LEMON: I’m just going to be myself. It seems to have worked for the past however many decades in the business. I’m really not concerned about the ratings: I’m concerned about making it the best morning show possible and appealing to multiple demographics and people who are interested in other things than raw, tribal politics.

TANI: Throughout the previous administration, you would occasionally butt heads with Trump. You covered politics quite a bit on your primetime show. Was this something you got tired of?

LEMON: I would be lying to you if I didn’t say that was a factor. I never really butted heads with the last president. He didn’t have the courage to come on and take hard questions from CNN and me and my show.

Look, has it been frustrating over the last couple of years having to deal with politics in the way it’s been dealt with in primetime? Yes. Was I tired of it? In some ways, yeah it’s gotten old. But I also think we were transitioning to a different time.

It was frustrating to say the least, not that I wasn’t committed to doing it in prime time. But after Donald Trump wasn’t president anymore, and we had a war in Ukraine — that changed our approach to what we did in primetime, which was not starting every single night with a monologue about Donald Trump and how bad he was and how terrible things were in the country.

So I was ready to move on and I think the audience is ready to move on as well. And even if he comes back, I think there’s a different approach that can be taken in primetime and in the mornings. The morning gives me more latitude to educate and elevate the conversation.

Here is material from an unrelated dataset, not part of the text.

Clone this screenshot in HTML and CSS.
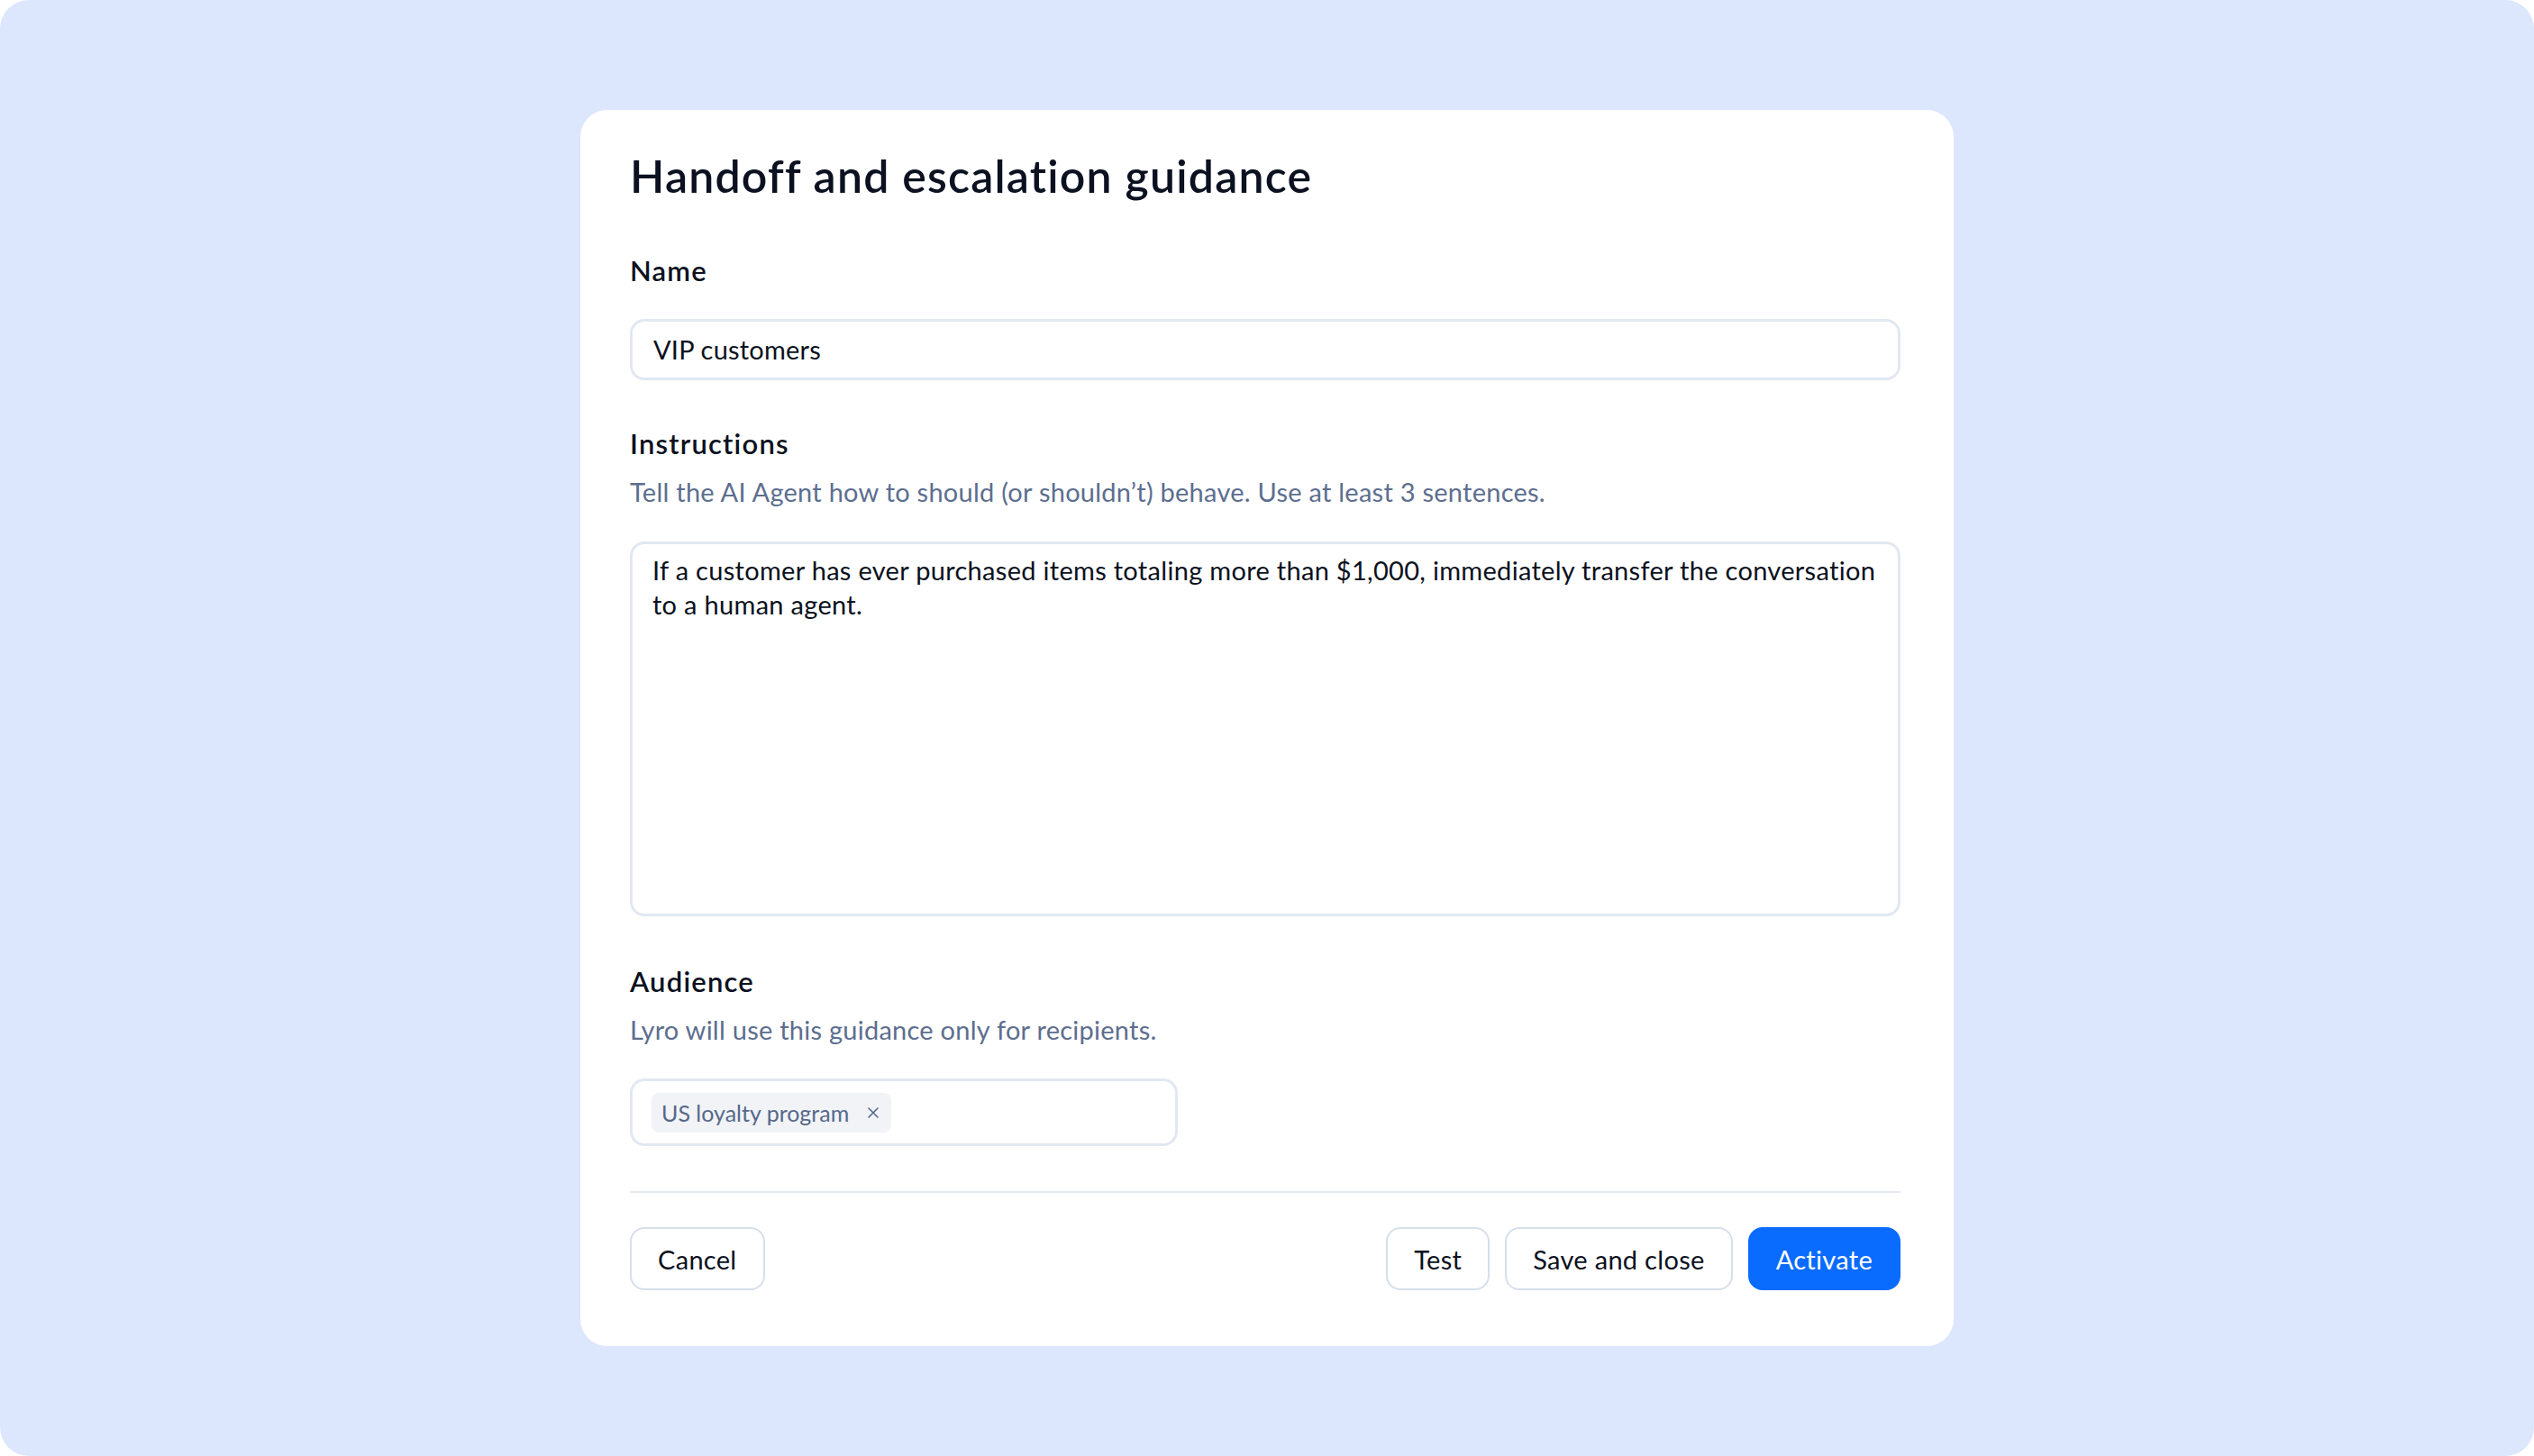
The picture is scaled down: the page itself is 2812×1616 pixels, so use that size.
FILE: index.html
```html
<!DOCTYPE html>
<html lang="en">
<head>
<meta charset="utf-8">
<title>Handoff and escalation guidance</title>
<link rel="stylesheet" href="styles.css">
</head>
<body>
<div class="stage">
  <div class="card">
    <h1 class="title">Handoff and escalation guidance</h1>

    <div class="label label-first">Name</div>
    <div class="input">VIP customers</div>

    <div class="label">Instructions</div>
    <div class="helper">Tell the AI Agent how to should (or shouldn’t) behave. Use at least 3 sentences.</div>
    <div class="textarea">
      <div class="line">If a customer has ever purchased items totaling more than $1,000, immediately transfer the conversation</div>
      <div class="line">to a human agent.</div>
    </div>

    <div class="label label-audience">Audience</div>
    <div class="helper">Lyro will use this guidance only for recipients.</div>
    <div class="tags">
      <span class="chip">US loyalty program
        <svg class="chip-x" viewBox="0 0 14 14" width="14" height="14" aria-hidden="true"><path d="M2 2 L12 12 M12 2 L2 12" stroke="currentColor" stroke-width="1.6" stroke-linecap="round" fill="none"/></svg>
      </span>
    </div>

    <div class="divider"></div>

    <div class="footer">
      <button class="btn">Cancel</button>
      <div class="footer-right">
        <button class="btn">Test</button>
        <button class="btn">Save and close</button>
        <button class="btn btn-primary">Activate</button>
      </div>
    </div>
  </div>
</div>
</body>
</html>
```

FILE: styles.css
```css
html, body {
  margin: 0;
  padding: 0;
  background: #ffffff;
}

body {
  font-family: "Lato", "Liberation Sans", sans-serif;
  color: #0b1120;
}

.stage {
  width: 2812px;
  height: 1616px;
  background: #dce7fd;
  border-radius: 32px;
  display: flex;
  align-items: center;
  justify-content: center;
}

.card {
  width: 1524px;
  height: 1372px;
  box-sizing: border-box;
  background: #ffffff;
  border-radius: 30px;
  padding: 44px 59px 0 55px;
  display: flex;
  flex-direction: column;
}

.title {
  margin: 0;
  font-size: 50px;
  line-height: 58px;
  font-weight: 600;
  letter-spacing: 1.2px;
}

.label {
  font-size: 31px;
  line-height: 34px;
  font-weight: 600;
  letter-spacing: 1.2px;
  margin-top: 53px;
}

.label-first {
  margin-top: 59px;
}

.label-audience {
  margin-top: 55px;
}

.helper {
  font-size: 29px;
  line-height: 34px;
  letter-spacing: 0.25px;
  color: #5d6e8f;
  margin-top: 20px;
}

.input {
  margin-top: 37px;
  height: 68px;
  box-sizing: border-box;
  border: 3px solid #e2e8f1;
  border-radius: 16px;
  padding: 0 23px;
  display: flex;
  align-items: center;
  font-size: 29px;
  line-height: 34px;
  letter-spacing: 0.2px;
}

.textarea {
  margin-top: 38px;
  height: 416px;
  box-sizing: border-box;
  border: 3px solid #e2e8f1;
  border-radius: 16px;
  padding: 10px 22px;
  font-size: 29px;
  line-height: 38px;
  letter-spacing: 0.3px;
}

.line {
  white-space: nowrap;
}

.tags {
  margin-top: 37px;
  width: 608px;
  height: 75px;
  box-sizing: border-box;
  border: 3px solid #e2e8f1;
  border-radius: 16px;
  padding: 13px 21px;
  display: flex;
  align-items: center;
}

.chip {
  height: 44px;
  box-sizing: border-box;
  display: inline-flex;
  align-items: center;
  gap: 20px;
  padding: 0 13px 0 11px;
  background: #f1f3f7;
  border-radius: 8px;
  color: #56688a;
  font-size: 25px;
}

.chip-x {
  width: 14px;
  height: 14px;
}

.divider {
  margin-top: 50px;
  height: 2px;
  background: #e4e9f1;
}

.footer {
  margin-top: 38px;
  display: flex;
  justify-content: space-between;
  align-items: center;
}

.footer-right {
  display: flex;
  gap: 17px;
}

.btn {
  height: 70px;
  box-sizing: border-box;
  padding: 0 29px;
  border: 2px solid #d6dfea;
  border-radius: 16px;
  background: #ffffff;
  color: #0b1120;
  font-family: "Lato", "Liberation Sans", sans-serif;
  font-size: 29px;
  font-weight: 400;
  letter-spacing: 0.3px;
}

.btn-primary {
  background: #0a6bff;
  border-color: #0a6bff;
  color: #ffffff;
}
```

TANI: I heard Monday was your first rehearsal, and you were out the night before with Kaitlan at a bar.

LEMON: Kaitlan and I are friends, Poppy and I are friends. When I would go to DC, I would spend time with Kaitlan at Le Dip. And when she was here, we’d do the same thing. Poppy and I have been friends for a decade. So we’ve been hanging out.I tend to be a creature of habit, and Kaitlin will say “Let’s go do something,” and we’ll go hang out and it’ll be like “What am I doing here? These are 25-30 year olds, and I’m hanging out with them at a sports bar.”

But it gives us something to talk about on the show because we can actually talk about our relationship and what we do, so we can talk about what we did over the weekend, which will be a part of the show.

TANI: You were close with Jeff Zucker. You went on air and said he was the backbone of CNN. You obviously have a new boss. How have you managed that transition? Has it been uncomfortable, has it been easier than you thought? How have things changed?

LEMON: I’ve had a lot of new bosses in my career. I’ve been in news since 1991 or so. The new boss comes in and you do what you have to do. Consistently what I’ve done is just do my job.Has it been uncomfortable? No, I think the only thing that’s uncomfortable is us over the past year becoming the news. Especially at CNN, we don’t really like that. The palace intrigue and the discomfort has been more about what’s made up in the news. We read them and say “none of this is true, this wasn’t such a big deal,” but everyone likes to talk about this and write about it like it’s the “Real News Diaries of New York.”

I really like Chris. When I read stories about what’s happening at CNN and about Chris and what he’s doing, I think it’s unfair. I think people should give him a chance. Everyone has a new vision when they come in as a new boss. Let’s see what his vision is and how it plays out.

TANI: Somebody told me to ask you what you’d be wearing on the show. Why did someone tell me to ask you that?

LEMON: The perfect answer is tune in. I’ll be wearing what I wear in my normal everyday life and not necessarily newsguy at night Don Lemon. It will be appropriate to the show. It will also be a lot younger and a lot more fun than what people are used to seeing on TV news.

Maybe you’ll get some new fashion tips.

TANI: Have you heard from fellow morning show hosts since this was announced, and what advice did they have?

LEMON: I have heard from a number of them. I got a nice call from Gayle King who said “Hi, this is the host of your favorite morning show until the beginning of the month.”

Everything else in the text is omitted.